懐かしいカレーチェーンが後楽園駅ビルの地下にあって、驚いたんです。
運営が昔と違ってしまっているのも味が別のものになってしまったことも分かっていますけど、やはり入ってしまう。
カレーですよ。
後楽園、ドームシティにいました。なんとなく、なんですが。用事も特にあるわけでもないし。
でも街歩きはわたしにとって重要な定期ミッションです。歩かないと見えないものがいっぱいあります。本当に、街を歩く度に思い知らされます。
テナントビルの中、エスカレーター脇の洒落たスペースでスパイスとカレーの展示のような催しをやっていました。
知ってて行ったんじゃなくて、たまたまね。
小綺麗でいまっぽくて、什器を見たり誰が監修してるのか考えたりちょっと面白かったな。
2フロアに分けての展示でした。
それで、移動しようと丸の内線の後楽園駅に向かいます。地上駅でテナントビル、駅ビルがあるんだよね、この駅。地下鉄駅では珍しいです。
そこで発見、
「カレーの王様」
なんとも懐かしい。もちろん迷わず入ることにします。
小さな小さなカウンターだけの店で6〜7人くらいでいっぱいのその店は、あの店でした。

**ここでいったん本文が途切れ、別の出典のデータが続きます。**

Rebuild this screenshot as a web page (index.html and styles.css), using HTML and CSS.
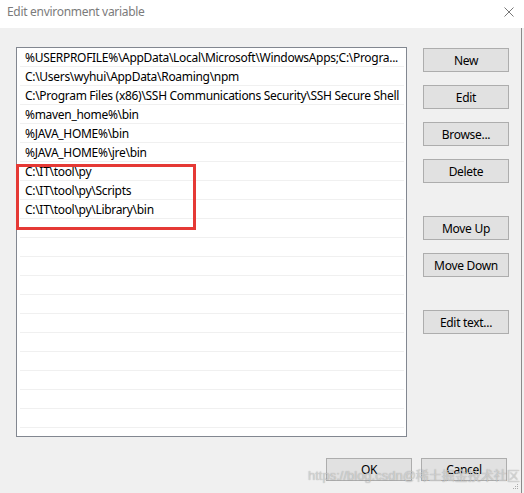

チェーンが小さくなり、S&Bの運営ではなくなって。それでも市ヶ谷の店にはあの王様のキャラクターがながらくあったよな。いまは看板に王様、いなんだねえ。
「カレーの王様」
は思い出の店です。
焼き鳥屋さん時代の初めの頃、まだアルバイトでお試しでやっていた頃です。そのアルバイトの経験が面白くて流れで社員の登用されて。そんな頃。大手町の古いビルの地階にある焼き鳥屋さんの向かいにカレーの王様があって、随分通いました。
そしてここは2022年の後楽園駅。現代のカレーの王様の券売機にうれしい
「復刻版王様カレー」
の表記を見つけました。それはもう迷わずそのボタンを選ぶよね。
小鍋調理を経て出てきたカレーがこれ。
そうそう、肉団子が入っているんだった、王様カレー。出てくるまでそれも忘れていました。食べてみると肉団子のシッカリ感が当時のくんにゃりした肉団子をかえって思い出させてくれます。こんなに揚げていなかったし粒ももっと小さかった記憶があります。
カレー自体の味というよりあの頃の思い出の方が強くて、今となっては正確に「こうであった」というのはわたしの舌にはないのです。
が、それでいい。あの頃、大手町の地下の王様カレーには味よりも「カレーを食べた。だからこの後も頑張れる」というモチベーションを吸い込みに行っていたのです。だからこれでいい。
思い出というものはなかなかに厄介なもので、いまここにあるものを捻じ曲げて感じさせたりしてきます。そういうものをなんとか突破しようと頑張るんですが、なかなかそのフィルターを外すことは難しい。だから、感じたままを感じる。それでいいのではないかと思うのです。
同じ皿のメシを食っていても味はそれぞれの舌と頭の中だけにあります。
あなたとわたしの「おいしい」は似ているけど別物なのです。